» What you are asked to do
Return all lines with the word "this" in them.

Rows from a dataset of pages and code
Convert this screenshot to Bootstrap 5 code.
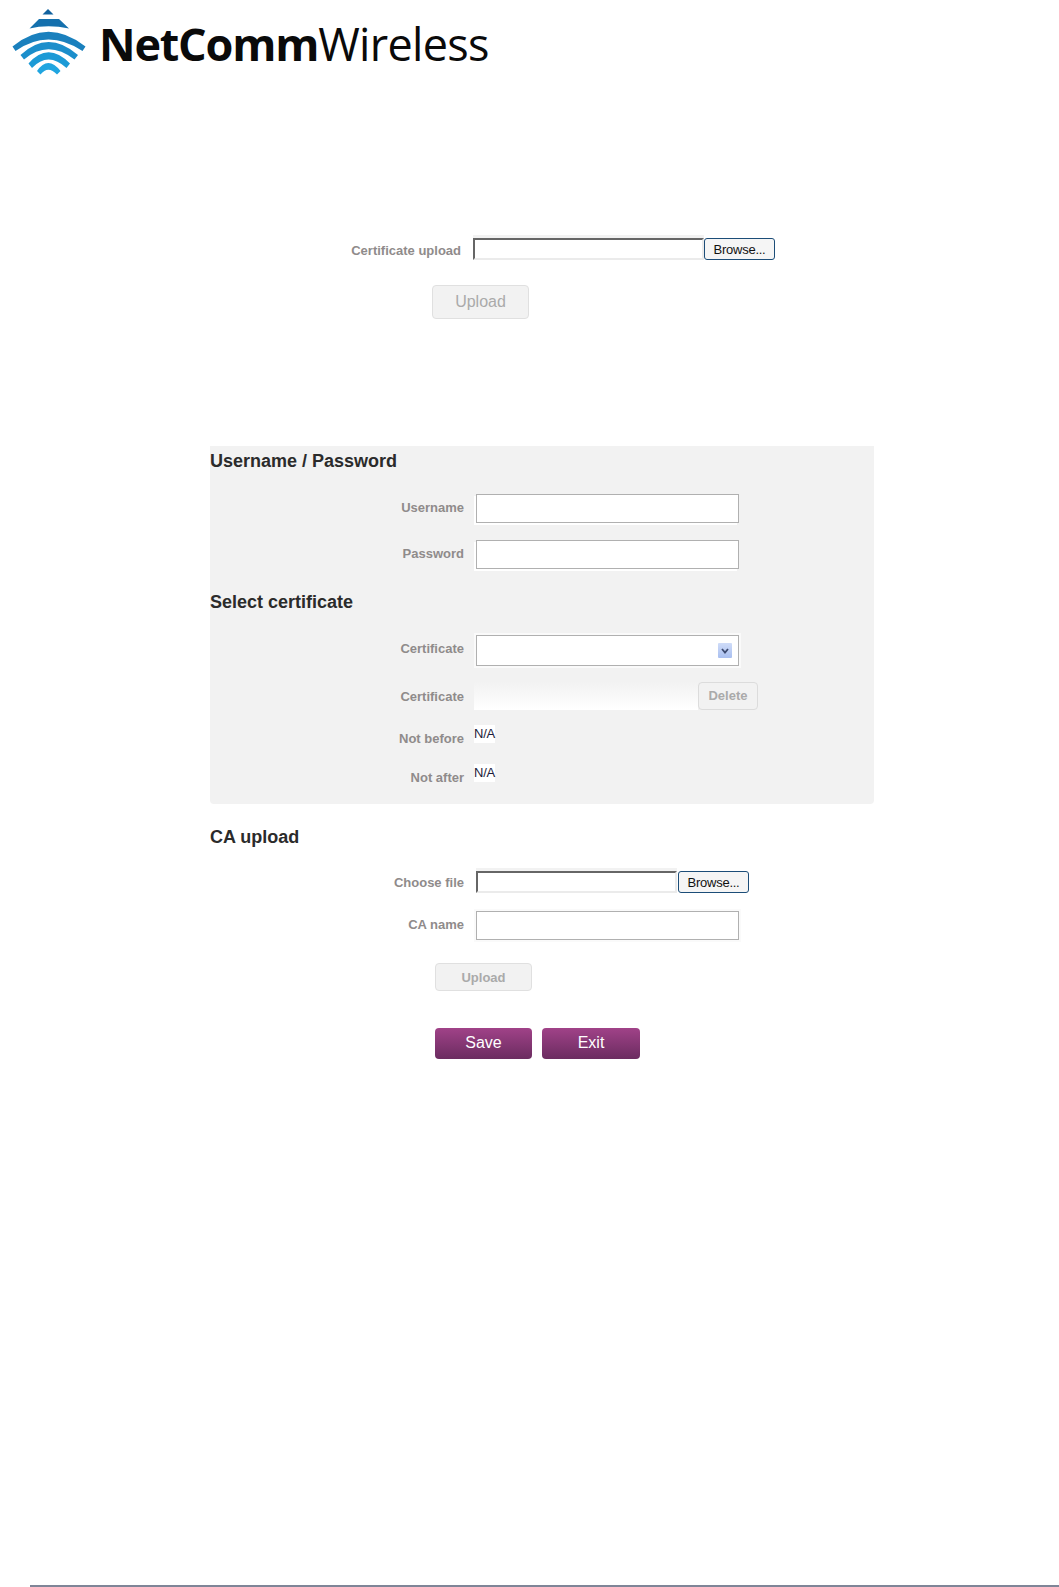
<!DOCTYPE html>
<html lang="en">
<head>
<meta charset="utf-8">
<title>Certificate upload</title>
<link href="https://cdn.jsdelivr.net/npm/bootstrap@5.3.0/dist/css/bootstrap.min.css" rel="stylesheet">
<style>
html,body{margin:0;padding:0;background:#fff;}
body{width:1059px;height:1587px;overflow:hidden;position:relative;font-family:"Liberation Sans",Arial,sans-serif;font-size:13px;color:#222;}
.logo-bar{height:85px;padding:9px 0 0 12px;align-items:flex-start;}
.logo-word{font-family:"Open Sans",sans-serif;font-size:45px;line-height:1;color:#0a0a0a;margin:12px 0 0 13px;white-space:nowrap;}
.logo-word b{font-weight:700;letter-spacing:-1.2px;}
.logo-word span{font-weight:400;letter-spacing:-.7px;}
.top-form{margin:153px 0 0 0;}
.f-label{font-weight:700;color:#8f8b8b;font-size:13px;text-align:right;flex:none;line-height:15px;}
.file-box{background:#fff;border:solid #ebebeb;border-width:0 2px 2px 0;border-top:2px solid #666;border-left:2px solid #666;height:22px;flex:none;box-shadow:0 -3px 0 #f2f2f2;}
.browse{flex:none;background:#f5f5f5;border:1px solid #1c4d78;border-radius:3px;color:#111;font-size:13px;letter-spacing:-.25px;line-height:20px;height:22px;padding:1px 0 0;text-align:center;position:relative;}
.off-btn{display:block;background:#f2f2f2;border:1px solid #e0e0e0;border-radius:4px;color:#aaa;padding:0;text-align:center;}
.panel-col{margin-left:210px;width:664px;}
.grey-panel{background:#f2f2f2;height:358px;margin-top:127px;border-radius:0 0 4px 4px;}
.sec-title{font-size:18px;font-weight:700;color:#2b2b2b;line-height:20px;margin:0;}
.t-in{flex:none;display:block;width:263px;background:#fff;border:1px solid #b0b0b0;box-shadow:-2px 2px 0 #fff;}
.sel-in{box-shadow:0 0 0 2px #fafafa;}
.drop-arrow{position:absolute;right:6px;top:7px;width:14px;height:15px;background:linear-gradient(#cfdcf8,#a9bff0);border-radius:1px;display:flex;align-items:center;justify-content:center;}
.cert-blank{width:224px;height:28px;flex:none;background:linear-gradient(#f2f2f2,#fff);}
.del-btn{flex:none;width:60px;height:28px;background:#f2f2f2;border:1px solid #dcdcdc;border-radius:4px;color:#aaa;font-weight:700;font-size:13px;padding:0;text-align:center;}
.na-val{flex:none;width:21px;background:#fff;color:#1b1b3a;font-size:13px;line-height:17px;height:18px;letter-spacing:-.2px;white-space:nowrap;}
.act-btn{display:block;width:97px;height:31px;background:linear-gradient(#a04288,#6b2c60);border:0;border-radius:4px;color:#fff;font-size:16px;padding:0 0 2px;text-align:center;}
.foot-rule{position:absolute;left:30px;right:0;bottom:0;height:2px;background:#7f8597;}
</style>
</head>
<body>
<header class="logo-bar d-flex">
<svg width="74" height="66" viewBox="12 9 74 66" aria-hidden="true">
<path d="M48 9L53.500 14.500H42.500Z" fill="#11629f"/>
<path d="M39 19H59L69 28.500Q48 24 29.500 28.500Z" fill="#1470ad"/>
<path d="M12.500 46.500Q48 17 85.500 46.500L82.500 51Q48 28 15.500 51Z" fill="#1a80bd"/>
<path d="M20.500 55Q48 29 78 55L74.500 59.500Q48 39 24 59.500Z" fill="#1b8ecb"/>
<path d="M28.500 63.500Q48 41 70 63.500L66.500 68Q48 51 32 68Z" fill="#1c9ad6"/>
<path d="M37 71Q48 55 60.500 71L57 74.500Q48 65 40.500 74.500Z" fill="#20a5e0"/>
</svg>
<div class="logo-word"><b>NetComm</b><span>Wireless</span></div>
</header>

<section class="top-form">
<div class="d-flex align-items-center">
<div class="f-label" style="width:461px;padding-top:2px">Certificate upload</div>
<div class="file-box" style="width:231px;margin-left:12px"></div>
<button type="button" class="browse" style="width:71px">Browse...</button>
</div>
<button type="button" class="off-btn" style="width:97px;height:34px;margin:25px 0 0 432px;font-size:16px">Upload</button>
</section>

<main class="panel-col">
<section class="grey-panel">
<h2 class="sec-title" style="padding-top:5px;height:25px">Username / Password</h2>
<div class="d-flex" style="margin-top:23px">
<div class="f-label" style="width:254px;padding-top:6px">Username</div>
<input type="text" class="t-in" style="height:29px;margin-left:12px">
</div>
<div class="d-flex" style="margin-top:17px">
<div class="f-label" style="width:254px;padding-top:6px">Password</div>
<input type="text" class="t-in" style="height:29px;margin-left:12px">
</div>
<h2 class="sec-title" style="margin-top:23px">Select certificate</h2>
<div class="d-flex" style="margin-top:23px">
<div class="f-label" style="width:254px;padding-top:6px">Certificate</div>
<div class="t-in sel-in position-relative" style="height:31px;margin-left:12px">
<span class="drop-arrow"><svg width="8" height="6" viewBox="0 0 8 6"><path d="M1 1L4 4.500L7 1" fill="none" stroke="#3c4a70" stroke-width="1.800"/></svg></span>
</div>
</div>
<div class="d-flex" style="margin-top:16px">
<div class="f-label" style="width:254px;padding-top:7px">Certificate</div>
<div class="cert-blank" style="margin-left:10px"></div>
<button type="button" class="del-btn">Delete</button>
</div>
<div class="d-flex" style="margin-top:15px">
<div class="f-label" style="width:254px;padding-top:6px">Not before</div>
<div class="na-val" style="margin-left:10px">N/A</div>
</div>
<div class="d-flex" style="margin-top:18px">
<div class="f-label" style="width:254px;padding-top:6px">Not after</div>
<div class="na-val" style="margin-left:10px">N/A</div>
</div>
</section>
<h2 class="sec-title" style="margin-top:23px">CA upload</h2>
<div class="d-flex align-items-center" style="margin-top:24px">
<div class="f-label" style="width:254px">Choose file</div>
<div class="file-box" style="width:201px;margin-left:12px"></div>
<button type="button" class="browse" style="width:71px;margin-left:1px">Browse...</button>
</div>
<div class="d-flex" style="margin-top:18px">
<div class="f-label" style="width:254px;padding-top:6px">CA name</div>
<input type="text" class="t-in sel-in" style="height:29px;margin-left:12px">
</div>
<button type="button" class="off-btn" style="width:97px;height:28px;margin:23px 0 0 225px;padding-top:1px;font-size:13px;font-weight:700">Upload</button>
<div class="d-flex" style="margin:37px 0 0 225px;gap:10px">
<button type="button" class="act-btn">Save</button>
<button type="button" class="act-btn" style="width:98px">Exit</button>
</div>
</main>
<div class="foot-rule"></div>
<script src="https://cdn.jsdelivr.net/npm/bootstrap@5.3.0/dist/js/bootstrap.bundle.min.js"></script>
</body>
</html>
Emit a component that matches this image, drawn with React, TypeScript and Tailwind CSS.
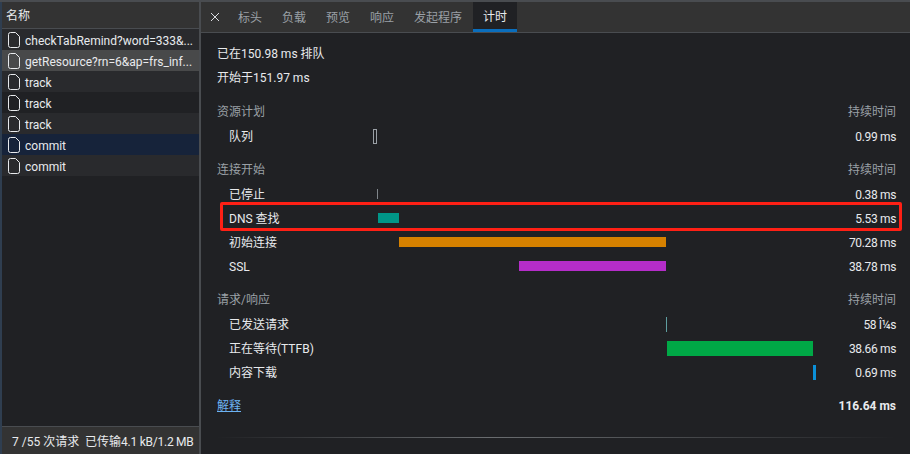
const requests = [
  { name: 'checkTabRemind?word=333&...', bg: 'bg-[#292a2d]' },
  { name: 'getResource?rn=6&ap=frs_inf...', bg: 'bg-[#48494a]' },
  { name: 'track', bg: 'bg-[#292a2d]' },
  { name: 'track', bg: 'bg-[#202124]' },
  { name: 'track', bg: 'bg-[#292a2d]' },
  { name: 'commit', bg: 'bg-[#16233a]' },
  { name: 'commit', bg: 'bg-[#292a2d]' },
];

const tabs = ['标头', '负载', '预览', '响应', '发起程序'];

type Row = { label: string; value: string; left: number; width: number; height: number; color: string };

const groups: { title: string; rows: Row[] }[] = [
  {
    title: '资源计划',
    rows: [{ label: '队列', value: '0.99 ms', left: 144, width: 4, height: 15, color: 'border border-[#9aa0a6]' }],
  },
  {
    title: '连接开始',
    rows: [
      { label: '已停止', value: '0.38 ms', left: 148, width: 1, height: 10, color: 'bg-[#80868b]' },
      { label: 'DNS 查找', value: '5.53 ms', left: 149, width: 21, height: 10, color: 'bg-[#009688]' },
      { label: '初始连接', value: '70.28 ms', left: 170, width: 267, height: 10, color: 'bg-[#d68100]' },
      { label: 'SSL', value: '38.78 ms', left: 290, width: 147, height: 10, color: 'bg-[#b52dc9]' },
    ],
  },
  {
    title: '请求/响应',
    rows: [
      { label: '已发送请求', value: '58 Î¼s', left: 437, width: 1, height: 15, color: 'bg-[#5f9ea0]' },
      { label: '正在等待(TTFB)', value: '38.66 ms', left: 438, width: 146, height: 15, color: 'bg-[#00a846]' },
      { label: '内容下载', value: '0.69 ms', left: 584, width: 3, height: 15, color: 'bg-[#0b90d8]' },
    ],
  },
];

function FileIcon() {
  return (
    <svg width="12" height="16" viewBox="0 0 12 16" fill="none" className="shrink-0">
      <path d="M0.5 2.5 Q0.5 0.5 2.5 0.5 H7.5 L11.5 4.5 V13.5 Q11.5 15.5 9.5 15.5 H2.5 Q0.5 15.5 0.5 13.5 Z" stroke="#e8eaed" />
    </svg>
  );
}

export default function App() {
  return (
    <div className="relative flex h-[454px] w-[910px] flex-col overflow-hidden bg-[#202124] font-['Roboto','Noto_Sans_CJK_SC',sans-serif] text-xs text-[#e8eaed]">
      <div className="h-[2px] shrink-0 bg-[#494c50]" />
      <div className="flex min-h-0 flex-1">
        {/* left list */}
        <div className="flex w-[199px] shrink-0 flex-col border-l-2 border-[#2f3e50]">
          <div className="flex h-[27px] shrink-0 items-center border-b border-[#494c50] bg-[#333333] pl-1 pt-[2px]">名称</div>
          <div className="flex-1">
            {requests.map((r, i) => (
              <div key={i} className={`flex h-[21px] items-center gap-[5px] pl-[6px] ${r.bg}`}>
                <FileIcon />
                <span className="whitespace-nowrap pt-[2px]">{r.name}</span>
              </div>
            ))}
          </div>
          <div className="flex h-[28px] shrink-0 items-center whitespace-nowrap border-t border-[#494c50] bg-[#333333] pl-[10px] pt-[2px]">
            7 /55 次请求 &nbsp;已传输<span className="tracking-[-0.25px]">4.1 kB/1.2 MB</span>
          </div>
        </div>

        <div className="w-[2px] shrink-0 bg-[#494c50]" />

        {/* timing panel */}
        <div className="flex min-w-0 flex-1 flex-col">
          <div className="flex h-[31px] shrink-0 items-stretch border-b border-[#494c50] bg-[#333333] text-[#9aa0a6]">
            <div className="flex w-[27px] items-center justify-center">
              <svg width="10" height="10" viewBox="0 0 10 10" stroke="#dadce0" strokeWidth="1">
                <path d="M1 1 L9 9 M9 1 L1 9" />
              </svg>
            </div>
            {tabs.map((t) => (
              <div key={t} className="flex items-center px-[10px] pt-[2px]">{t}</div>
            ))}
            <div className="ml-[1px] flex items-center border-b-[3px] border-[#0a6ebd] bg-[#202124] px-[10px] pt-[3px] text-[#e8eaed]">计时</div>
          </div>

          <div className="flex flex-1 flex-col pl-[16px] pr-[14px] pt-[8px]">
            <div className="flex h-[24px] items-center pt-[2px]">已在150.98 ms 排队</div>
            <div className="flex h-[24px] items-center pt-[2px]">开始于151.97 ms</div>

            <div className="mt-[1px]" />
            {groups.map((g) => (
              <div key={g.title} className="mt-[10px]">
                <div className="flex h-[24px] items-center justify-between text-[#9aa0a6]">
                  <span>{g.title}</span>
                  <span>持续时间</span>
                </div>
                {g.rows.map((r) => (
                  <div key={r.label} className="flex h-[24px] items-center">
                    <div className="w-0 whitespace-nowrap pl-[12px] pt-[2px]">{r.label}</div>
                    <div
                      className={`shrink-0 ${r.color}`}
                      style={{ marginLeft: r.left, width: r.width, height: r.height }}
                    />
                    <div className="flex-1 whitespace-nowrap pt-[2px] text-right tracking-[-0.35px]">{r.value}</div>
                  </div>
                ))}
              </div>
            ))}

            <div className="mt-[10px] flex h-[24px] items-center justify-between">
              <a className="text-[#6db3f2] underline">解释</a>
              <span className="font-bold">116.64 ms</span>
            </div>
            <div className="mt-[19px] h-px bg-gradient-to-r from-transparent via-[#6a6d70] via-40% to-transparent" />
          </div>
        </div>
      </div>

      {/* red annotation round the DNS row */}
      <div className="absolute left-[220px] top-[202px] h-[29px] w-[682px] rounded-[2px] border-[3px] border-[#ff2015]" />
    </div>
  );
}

» Solution
Convert this screenshot to Bootstrap 5 code.
Emit a component that matches this image, drawn with React, TypeScript and Tailwind CSS.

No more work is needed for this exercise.